Designer Melissa Joy Manning, whose line sells from $150 to $8,000 retail, said she is relying on more circle details within chains, reducing the amount of gold she uses. In addition, she is incorporating more mixed metals in her designs.
“It’s a learning curve, figuring out what people want to see in the mixed metals, and what they don’t,” she said.
Henry Dunay, who had been in business more than 50 years when he filed for Chapter 11 bankruptcy protection last year, said his firm was partly a victim of the spike in gold. Dunay reopened this month in Manhattan, under a new name, HDDI, and in a space one-eighth the size of his previous location. He now incorporates metals such as brass and copper in an effort to better control his prices — though his jewelry still retails for $3,000 and up.

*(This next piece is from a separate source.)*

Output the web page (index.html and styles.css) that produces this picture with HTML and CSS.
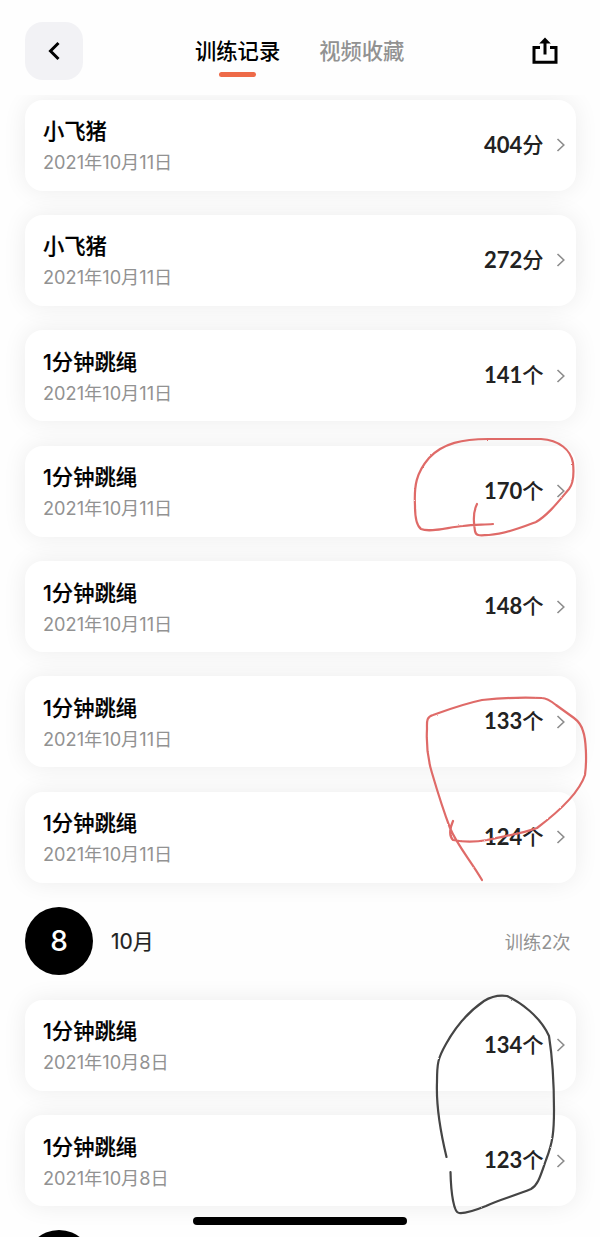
FILE: index.html
```html
<!DOCTYPE html>
<html lang="zh-CN">
<head>
    <meta charset="UTF-8">
    <meta name="viewport" content="width=device-width, initial-scale=1.0">
    <title>训练记录</title>
    <link rel="stylesheet" href="styles.css">
</head>
<body>
    <!-- 图标 -->
    <svg class="sprite" width="0" height="0">
        <symbol id="arrow" viewBox="0 0 10 16">
            <path d="M1.5 2l6.3 6-6.3 6" fill="none" stroke="#8c8c8c" stroke-width="1.6"/>
        </symbol>
    </svg>

    <!-- 顶部导航 -->
    <header>
        <button class="back-btn" aria-label="返回">
            <svg width="14" height="20" viewBox="0 0 14 20"><path d="M11.5 2L3.5 10l8 8" fill="none" stroke="#000" stroke-width="3"/></svg>
        </button>
        <nav class="tabs">
            <a class="tab active">训练记录</a>
            <a class="tab">视频收藏</a>
        </nav>
        <button class="share-btn" aria-label="分享">
            <svg width="26" height="28" viewBox="0 0 26 28">
                <path d="M8 10.5H2v14.700h22V10.500h-6" fill="none" stroke="#000" stroke-width="3"/>
                <path d="M13 17.500V5" stroke="#000" stroke-width="3"/>
                <path d="M13 0.500l5.800 6H7.200z"/>
            </svg>
        </button>
    </header>

    <!-- 训练列表 -->
    <main>
        <div class="record-list">
            <div class="record">
                <div class="info"><h3>小飞猪</h3><p>2021年10月11日</p></div>
                <span class="score">404<em>分</em></span><svg class="arrow"><use href="#arrow"/></svg>
            </div>
            <div class="record">
                <div class="info"><h3>小飞猪</h3><p>2021年10月11日</p></div>
                <span class="score">272<em>分</em></span><svg class="arrow"><use href="#arrow"/></svg>
            </div>
            <div class="record">
                <div class="info"><h3>1分钟跳绳</h3><p>2021年10月11日</p></div>
                <span class="score">141<em>个</em></span><svg class="arrow"><use href="#arrow"/></svg>
            </div>
            <div class="record">
                <div class="info"><h3>1分钟跳绳</h3><p>2021年10月11日</p></div>
                <span class="score">170<em>个</em></span><svg class="arrow"><use href="#arrow"/></svg>
            </div>
            <div class="record">
                <div class="info"><h3>1分钟跳绳</h3><p>2021年10月11日</p></div>
                <span class="score">148<em>个</em></span><svg class="arrow"><use href="#arrow"/></svg>
            </div>
            <div class="record">
                <div class="info"><h3>1分钟跳绳</h3><p>2021年10月11日</p></div>
                <span class="score">133<em>个</em></span><svg class="arrow"><use href="#arrow"/></svg>
            </div>
            <div class="record">
                <div class="info"><h3>1分钟跳绳</h3><p>2021年10月11日</p></div>
                <span class="score">124<em>个</em></span><svg class="arrow"><use href="#arrow"/></svg>
            </div>
        </div>

        <div class="day">
            <span class="day-num">8</span>
            <span class="month">10月</span>
            <span class="count">训练2次</span>
        </div>

        <div class="record-list">
            <div class="record">
                <div class="info"><h3>1分钟跳绳</h3><p>2021年10月8日</p></div>
                <span class="score">134<em>个</em></span><svg class="arrow"><use href="#arrow"/></svg>
            </div>
            <div class="record">
                <div class="info"><h3>1分钟跳绳</h3><p>2021年10月8日</p></div>
                <span class="score">123<em>个</em></span><svg class="arrow"><use href="#arrow"/></svg>
            </div>
        </div>

        <!-- 下一天，只露出圆的顶部 -->
        <div class="day-next"></div>
    </main>

    <!-- 手绘标记 -->
    <svg class="marks" width="600" height="1237" viewBox="0 0 600 1237">
        <filter id="crayon" x="-5%" y="-5%" width="110%" height="110%">
            <feTurbulence type="fractalNoise" baseFrequency="0.7" numOctaves="2" result="noise"/>
            <feDisplacementMap in="SourceGraphic" in2="noise" scale="1.6" xChannelSelector="R" yChannelSelector="G"/>
        </filter>
        <g class="red" filter="url(#crayon)">
            <path d="M477 504C474 510 473 520 475 531C476 537 482 535 489 535C506 534 523 527 536 522C548 515 558 502 569 489C573 484 574 473 573 463C571 450 559 440 541 439H488C463 439 443 443 429 458C416 473 414 486 415 506C415 518 417 526 421 529C430 533 449 527 463 526C474 524 483 525 493 524"/>
            <path d="M453 821C450 828 449 836 453 840C463 842 476 842 487 840C504 836 521 834 537 828C553 816 578 796 585 775C587 760 586 739 583 731C581 724 578 721 574 718L556 705C551 701 547 698 542 698C521 697 501 698 482 700C463 704 447 710 433 715C426 717 427 722 427 729C426 747 428 760 432 773C437 790 442 807 450 828C457 845 471 861 482 880"/>
        </g>
        <g class="black" filter="url(#crayon)">
            <path d="M446.500 1157C440 1130 436 1106 437 1082C437 1063 438 1058 446 1044C456 1026 468 1012 484 1001C492 996 500 995 507 996C520 1002 540 1016 549 1036C552 1055 554 1083 554 1110C554 1131 553 1142 546 1160C540 1177 538 1185 531 1189C514 1196 498 1200 486 1206C476 1210 465 1214 459 1213C454 1213 451 1194 450.500 1172"/>
        </g>
    </svg>

    <div class="home-bar"></div>
</body>
</html>
```
FILE: styles.css
```css
:root {
    --accent: #ee6a48;
    --gray: #929292;
    --shadow: 0 0 24px rgba(0, 0, 0, 0.075);
}

* {
    margin: 0;
    padding: 0;
    box-sizing: border-box;
}

body {
    position: relative;
    height: 1237px;
    overflow: hidden;
    background: #fefefe;
    color: #000;
    font-family: Inter, 'Noto Sans CJK SC', sans-serif;
}

button {
    border: none;
    background: none;
}

.sprite {
    position: absolute;
}

/* 顶部导航 */
header {
    position: relative;
    z-index: 2;
    display: flex;
    align-items: center;
    height: 95px;
    padding: 7px 42px 0 25px;
    background: #fefefe;
}

.back-btn {
    display: flex;
    align-items: center;
    justify-content: center;
    width: 58px;
    height: 58px;
    border-radius: 18px;
    background: #f2f2f5;
}

.tabs {
    display: flex;
    gap: 39px;
    margin-left: 112px;
}

.tab {
    display: flex;
    flex-direction: column;
    align-items: center;
    height: 54px;
    font-size: 21.3px;
    line-height: 54px;
    font-weight: 500;
    color: var(--gray);
}

.tab.active {
    color: #000;
}

.tab.active::after {
    content: '';
    width: 37px;
    height: 5px;
    margin-top: -6px;
    border-radius: 3px;
    background: var(--accent);
    flex-shrink: 0;
}

.share-btn {
    height: 28px;
    margin-left: auto;
}

.share-btn svg {
    display: block;
}

/* 训练列表 */
main {
    height: 1142px;
    padding: 4.500px 24.500px 0 25px;
    overflow: hidden;
}

.record-list {
    display: flex;
    flex-direction: column;
    gap: 24.400px;
}

.record {
    display: flex;
    align-items: center;
    height: 91px;
    padding: 0 10px 0 18px;
    border-radius: 18px;
    background: #fff;
    box-shadow: var(--shadow);
}

.info {
    flex: 1;
    padding-top: 2px;
}

.info h3 {
    font-size: 21.3px;
    line-height: 32px;
    font-weight: 500;
    -webkit-text-stroke: 0.2px #000;
}

.info p {
    font-size: 18.2px;
    line-height: 30px;
    color: var(--gray);
}

.score {
    padding-bottom: 4px;
    font-family: Lato, 'Noto Sans CJK SC', sans-serif;
    font-size: 22px;
    font-weight: 700;
    color: #222;
}

.score em {
    font-size: 21.3px;
    font-style: normal;
    font-weight: 500;
}

.arrow {
    width: 10px;
    height: 16px;
    margin-left: 12px;
}

.day {
    display: flex;
    align-items: center;
    height: 68px;
    margin: 24px 0 25px;
    padding-right: 5px;
}

.day-num {
    width: 68px;
    height: 68px;
    border-radius: 50%;
    background: #000;
    color: #fff;
    font-size: 28px;
    line-height: 68px;
    font-weight: 500;
    text-align: center;
}

.month {
    margin-left: 18px;
    padding-bottom: 2px;
    font-size: 21px;
    color: #222;
    -webkit-text-stroke: 0.2px #222;
}

.count {
    margin-left: auto;
    font-size: 18.2px;
    color: var(--gray);
}

.day-next {
    width: 68px;
    height: 34px;
    margin-top: 24px;
    border-radius: 34px 34px 0 0;
    background: #000;
}

/* 手绘标记 */
.marks {
    position: absolute;
    top: 0;
    left: 0;
    z-index: 3;
    fill: none;
    stroke-width: 2.2;
    stroke-linecap: round;
    pointer-events: none;
}

.marks .red {
    stroke: #df6b68;
}

.marks .black {
    stroke: #444;
}

.home-bar {
    position: absolute;
    left: 193px;
    bottom: 12px;
    z-index: 4;
    width: 214px;
    height: 8px;
    border-radius: 4px;
    background: #000;
}
```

“I made a lot of wonderful wide bracelets but…all of a sudden the heavy gold bracelet came out of style because of the price,” he said.
Yossi Harari prefers to see the high price of gold as a positive development, saying, “Consumers are much happier with their investment.” But that hasn’t stopped Harari, whose line was originally crafted in only 24-karat gold, from using the mixture of sterling silver and gold to provide lower-priced options.
“When you have a crisis that really moves you to find solutions, it really just adds value to the collection….the same bangle, made in 24-karat gold, made in gilver, is around 80 percent less expensive,” he said.
Joanne Teichman, co-founder of online fine jewelry retailer Ylang23, has continued to embrace gold and recently began selling Paul Morelli and Lucifer Vir Honestus, who primarily work with precious metal. “We…pursue the luxe customer in designer jewelry who has the sophistication and means to buy the most original new collections,” she said.
The rising price of gold has compelled jewelers to market themselves in different ways. Environmentally conscious fine jewelers Kimberly McDonald and Pippa Small, who both price designs from about $1,500 to $50,000 at retail, add buying incentive by using recycled and fair trade gold. The fair trade designation means that during mining the metals are not separated with arsenic or cyanide, and that the mercury involved in the process is disposed of properly, tacking on a 10 percent premium.
Small said her first fair trade-certified collection sold out. “There’s so much to be said about the perceived value in jewelry…and all these different ways of working with jewelry to change people’s perception of what jewelry is about.”
The rush to gold has been so strong that J.P. Morgan reopened an underground storage vault in New York that was last used almost 20 years ago, according to the Financial Times, and Deutsche Bank and Barclays Capital are considering opening new vaults in London.
There isn’t complete agreement on the longer-term future of gold prices. Some experts see it soon climbing to as much as $1,500. At the annual London Bullion Market Association conference last month, more than 200 commodities analysts forecast gold would hit $1,406 by next September.
Barclays Capital predicted the price will start to decline after next March to $1,225, and drop to $1,010 in 2012. Barclays analyst Suki Cooper said the prediction was partly based on anticipated increased confidence in the economy.
Cooper said she believes consumer demand will increase over the next year because “the interest is still there, and they become more comfortable at these higher prices.”